/---

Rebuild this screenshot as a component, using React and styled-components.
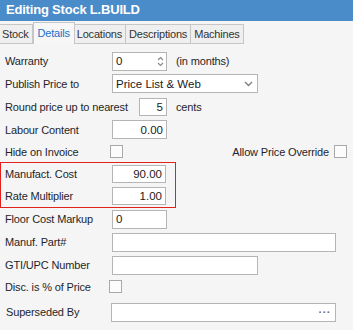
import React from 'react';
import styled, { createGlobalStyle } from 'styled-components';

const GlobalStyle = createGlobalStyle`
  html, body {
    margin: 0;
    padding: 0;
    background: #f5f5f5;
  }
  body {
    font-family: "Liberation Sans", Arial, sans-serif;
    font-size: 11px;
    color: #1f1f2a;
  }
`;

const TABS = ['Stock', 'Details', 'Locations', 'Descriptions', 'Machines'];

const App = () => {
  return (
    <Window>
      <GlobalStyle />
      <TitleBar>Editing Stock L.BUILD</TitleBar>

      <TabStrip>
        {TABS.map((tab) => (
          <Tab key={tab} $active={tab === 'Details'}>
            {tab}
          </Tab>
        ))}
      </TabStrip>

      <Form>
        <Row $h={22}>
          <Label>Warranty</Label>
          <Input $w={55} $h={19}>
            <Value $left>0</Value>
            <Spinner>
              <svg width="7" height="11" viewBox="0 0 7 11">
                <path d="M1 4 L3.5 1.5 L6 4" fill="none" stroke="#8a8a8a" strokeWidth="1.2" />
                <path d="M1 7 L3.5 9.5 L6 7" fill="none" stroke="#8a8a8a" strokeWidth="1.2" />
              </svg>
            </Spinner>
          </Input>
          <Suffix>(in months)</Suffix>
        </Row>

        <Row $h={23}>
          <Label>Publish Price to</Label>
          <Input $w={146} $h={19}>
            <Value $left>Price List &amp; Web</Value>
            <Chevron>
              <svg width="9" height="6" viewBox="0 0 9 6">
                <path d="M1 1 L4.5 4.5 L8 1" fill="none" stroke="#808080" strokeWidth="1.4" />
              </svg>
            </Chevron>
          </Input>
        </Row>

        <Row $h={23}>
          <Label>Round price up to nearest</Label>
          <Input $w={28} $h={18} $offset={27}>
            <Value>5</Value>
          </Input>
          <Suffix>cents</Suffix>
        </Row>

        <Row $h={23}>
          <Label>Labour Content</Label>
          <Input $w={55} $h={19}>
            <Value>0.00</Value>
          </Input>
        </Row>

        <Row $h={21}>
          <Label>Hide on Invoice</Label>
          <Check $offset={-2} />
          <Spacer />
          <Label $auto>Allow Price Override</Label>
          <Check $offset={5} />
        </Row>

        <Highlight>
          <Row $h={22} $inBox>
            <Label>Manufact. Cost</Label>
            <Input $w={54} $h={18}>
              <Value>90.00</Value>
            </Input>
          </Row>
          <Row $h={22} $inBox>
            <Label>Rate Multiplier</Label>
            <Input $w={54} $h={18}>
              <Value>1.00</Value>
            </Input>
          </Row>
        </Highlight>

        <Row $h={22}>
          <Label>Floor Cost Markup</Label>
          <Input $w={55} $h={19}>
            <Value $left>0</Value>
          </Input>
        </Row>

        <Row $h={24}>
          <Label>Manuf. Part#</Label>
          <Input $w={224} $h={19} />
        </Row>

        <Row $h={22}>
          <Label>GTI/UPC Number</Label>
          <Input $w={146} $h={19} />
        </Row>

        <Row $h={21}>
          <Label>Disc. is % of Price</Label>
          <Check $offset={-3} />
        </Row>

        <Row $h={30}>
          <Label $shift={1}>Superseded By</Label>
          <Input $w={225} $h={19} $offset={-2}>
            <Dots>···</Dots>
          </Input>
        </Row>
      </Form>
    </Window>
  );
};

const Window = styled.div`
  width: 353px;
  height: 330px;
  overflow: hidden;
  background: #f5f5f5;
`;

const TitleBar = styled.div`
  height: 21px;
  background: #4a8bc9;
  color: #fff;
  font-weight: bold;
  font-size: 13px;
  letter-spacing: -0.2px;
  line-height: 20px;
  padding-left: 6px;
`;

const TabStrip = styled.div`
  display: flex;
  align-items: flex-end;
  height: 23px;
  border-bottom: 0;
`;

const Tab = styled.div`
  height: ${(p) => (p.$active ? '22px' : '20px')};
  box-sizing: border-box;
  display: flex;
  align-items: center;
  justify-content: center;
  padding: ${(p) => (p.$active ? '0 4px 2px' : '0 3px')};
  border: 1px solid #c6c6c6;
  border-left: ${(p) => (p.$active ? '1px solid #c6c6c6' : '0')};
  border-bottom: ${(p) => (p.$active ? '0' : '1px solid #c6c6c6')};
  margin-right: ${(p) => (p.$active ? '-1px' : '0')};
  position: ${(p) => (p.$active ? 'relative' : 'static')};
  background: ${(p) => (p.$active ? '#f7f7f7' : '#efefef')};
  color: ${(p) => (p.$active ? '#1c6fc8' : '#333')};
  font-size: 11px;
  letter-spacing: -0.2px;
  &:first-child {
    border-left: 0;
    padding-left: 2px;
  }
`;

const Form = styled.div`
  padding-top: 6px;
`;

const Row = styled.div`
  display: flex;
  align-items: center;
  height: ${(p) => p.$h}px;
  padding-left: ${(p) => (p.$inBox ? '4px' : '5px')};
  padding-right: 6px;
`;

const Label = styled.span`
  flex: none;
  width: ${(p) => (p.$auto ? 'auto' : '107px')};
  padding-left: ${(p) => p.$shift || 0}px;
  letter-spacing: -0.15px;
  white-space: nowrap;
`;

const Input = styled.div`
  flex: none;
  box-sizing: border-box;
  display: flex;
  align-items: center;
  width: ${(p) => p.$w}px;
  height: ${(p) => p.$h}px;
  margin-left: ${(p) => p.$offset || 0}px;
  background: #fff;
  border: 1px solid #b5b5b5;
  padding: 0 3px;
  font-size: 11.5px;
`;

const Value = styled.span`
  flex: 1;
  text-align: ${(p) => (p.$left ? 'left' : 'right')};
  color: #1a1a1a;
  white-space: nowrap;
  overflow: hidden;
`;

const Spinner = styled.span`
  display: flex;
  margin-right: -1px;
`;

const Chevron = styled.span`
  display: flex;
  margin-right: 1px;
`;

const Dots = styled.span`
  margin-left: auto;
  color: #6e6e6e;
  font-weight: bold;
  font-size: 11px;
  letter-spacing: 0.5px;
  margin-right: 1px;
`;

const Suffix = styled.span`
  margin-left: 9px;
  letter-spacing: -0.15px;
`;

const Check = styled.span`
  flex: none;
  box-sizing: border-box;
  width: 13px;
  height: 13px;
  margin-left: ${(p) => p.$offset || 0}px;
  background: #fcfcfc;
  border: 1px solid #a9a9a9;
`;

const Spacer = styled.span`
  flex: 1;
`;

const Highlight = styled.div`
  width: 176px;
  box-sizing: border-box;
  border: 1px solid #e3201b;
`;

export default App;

\---

▶ **EXERCISE BRIEF**: Transcribe the listing in full and omit the pictures.

▶ **RESULT FOR THIS TASK**:
Rebuild this screenshot as a component, using React and styled-components.
import React from 'react';
import styled, { createGlobalStyle } from 'styled-components';

const GlobalStyle = createGlobalStyle`
  html, body {
    margin: 0;
    padding: 0;
    background: #f5f5f5;
  }
  body {
    font-family: "Liberation Sans", Arial, sans-serif;
    font-size: 11px;
    color: #1f1f2a;
  }
`;

const TABS = ['Stock', 'Details', 'Locations', 'Descriptions', 'Machines'];

const App = () => {
  return (
    <Window>
      <GlobalStyle />
      <TitleBar>Editing Stock L.BUILD</TitleBar>

      <TabStrip>
        {TABS.map((tab) => (
          <Tab key={tab} $active={tab === 'Details'}>
            {tab}
          </Tab>
        ))}
      </TabStrip>

      <Form>
        <Row $h={22}>
          <Label>Warranty</Label>
          <Input $w={55} $h={19}>
            <Value $left>0</Value>
            <Spinner>
              <svg width="7" height="11" viewBox="0 0 7 11">
                <path d="M1 4 L3.5 1.5 L6 4" fill="none" stroke="#8a8a8a" strokeWidth="1.2" />
                <path d="M1 7 L3.5 9.5 L6 7" fill="none" stroke="#8a8a8a" strokeWidth="1.2" />
              </svg>
            </Spinner>
          </Input>
          <Suffix>(in months)</Suffix>
        </Row>

        <Row $h={23}>
          <Label>Publish Price to</Label>
          <Input $w={146} $h={19}>
            <Value $left>Price List &amp; Web</Value>
            <Chevron>
              <svg width="9" height="6" viewBox="0 0 9 6">
                <path d="M1 1 L4.5 4.5 L8 1" fill="none" stroke="#808080" strokeWidth="1.4" />
              </svg>
            </Chevron>
          </Input>
        </Row>

        <Row $h={23}>
          <Label>Round price up to nearest</Label>
          <Input $w={28} $h={18} $offset={27}>
            <Value>5</Value>
          </Input>
          <Suffix>cents</Suffix>
        </Row>

        <Row $h={23}>
          <Label>Labour Content</Label>
          <Input $w={55} $h={19}>
            <Value>0.00</Value>
          </Input>
        </Row>

        <Row $h={21}>
          <Label>Hide on Invoice</Label>
          <Check $offset={-2} />
          <Spacer />
          <Label $auto>Allow Price Override</Label>
          <Check $offset={5} />
        </Row>

        <Highlight>
          <Row $h={22} $inBox>
            <Label>Manufact. Cost</Label>
            <Input $w={54} $h={18}>
              <Value>90.00</Value>
            </Input>
          </Row>
          <Row $h={22} $inBox>
            <Label>Rate Multiplier</Label>
            <Input $w={54} $h={18}>
              <Value>1.00</Value>
            </Input>
          </Row>
        </Highlight>

        <Row $h={22}>
          <Label>Floor Cost Markup</Label>
          <Input $w={55} $h={19}>
            <Value $left>0</Value>
          </Input>
        </Row>

        <Row $h={24}>
          <Label>Manuf. Part#</Label>
          <Input $w={224} $h={19} />
        </Row>

        <Row $h={22}>
          <Label>GTI/UPC Number</Label>
          <Input $w={146} $h={19} />
        </Row>

        <Row $h={21}>
          <Label>Disc. is % of Price</Label>
          <Check $offset={-3} />
        </Row>

        <Row $h={30}>
          <Label $shift={1}>Superseded By</Label>
          <Input $w={225} $h={19} $offset={-2}>
            <Dots>···</Dots>
          </Input>
        </Row>
      </Form>
    </Window>
  );
};

const Window = styled.div`
  width: 353px;
  height: 330px;
  overflow: hidden;
  background: #f5f5f5;
`;

const TitleBar = styled.div`
  height: 21px;
  background: #4a8bc9;
  color: #fff;
  font-weight: bold;
  font-size: 13px;
  letter-spacing: -0.2px;
  line-height: 20px;
  padding-left: 6px;
`;

const TabStrip = styled.div`
  display: flex;
  align-items: flex-end;
  height: 23px;
  border-bottom: 0;
`;

const Tab = styled.div`
  height: ${(p) => (p.$active ? '22px' : '20px')};
  box-sizing: border-box;
  display: flex;
  align-items: center;
  justify-content: center;
  padding: ${(p) => (p.$active ? '0 4px 2px' : '0 3px')};
  border: 1px solid #c6c6c6;
  border-left: ${(p) => (p.$active ? '1px solid #c6c6c6' : '0')};
  border-bottom: ${(p) => (p.$active ? '0' : '1px solid #c6c6c6')};
  margin-right: ${(p) => (p.$active ? '-1px' : '0')};
  position: ${(p) => (p.$active ? 'relative' : 'static')};
  background: ${(p) => (p.$active ? '#f7f7f7' : '#efefef')};
  color: ${(p) => (p.$active ? '#1c6fc8' : '#333')};
  font-size: 11px;
  letter-spacing: -0.2px;
  &:first-child {
    border-left: 0;
    padding-left: 2px;
  }
`;

const Form = styled.div`
  padding-top: 6px;
`;

const Row = styled.div`
  display: flex;
  align-items: center;
  height: ${(p) => p.$h}px;
  padding-left: ${(p) => (p.$inBox ? '4px' : '5px')};
  padding-right: 6px;
`;

const Label = styled.span`
  flex: none;
  width: ${(p) => (p.$auto ? 'auto' : '107px')};
  padding-left: ${(p) => p.$shift || 0}px;
  letter-spacing: -0.15px;
  white-space: nowrap;
`;

const Input = styled.div`
  flex: none;
  box-sizing: border-box;
  display: flex;
  align-items: center;
  width: ${(p) => p.$w}px;
  height: ${(p) => p.$h}px;
  margin-left: ${(p) => p.$offset || 0}px;
  background: #fff;
  border: 1px solid #b5b5b5;
  padding: 0 3px;
  font-size: 11.5px;
`;

const Value = styled.span`
  flex: 1;
  text-align: ${(p) => (p.$left ? 'left' : 'right')};
  color: #1a1a1a;
  white-space: nowrap;
  overflow: hidden;
`;

const Spinner = styled.span`
  display: flex;
  margin-right: -1px;
`;

const Chevron = styled.span`
  display: flex;
  margin-right: 1px;
`;

const Dots = styled.span`
  margin-left: auto;
  color: #6e6e6e;
  font-weight: bold;
  font-size: 11px;
  letter-spacing: 0.5px;
  margin-right: 1px;
`;

const Suffix = styled.span`
  margin-left: 9px;
  letter-spacing: -0.15px;
`;

const Check = styled.span`
  flex: none;
  box-sizing: border-box;
  width: 13px;
  height: 13px;
  margin-left: ${(p) => p.$offset || 0}px;
  background: #fcfcfc;
  border: 1px solid #a9a9a9;
`;

const Spacer = styled.span`
  flex: 1;
`;

const Highlight = styled.div`
  width: 176px;
  box-sizing: border-box;
  border: 1px solid #e3201b;
`;

export default App;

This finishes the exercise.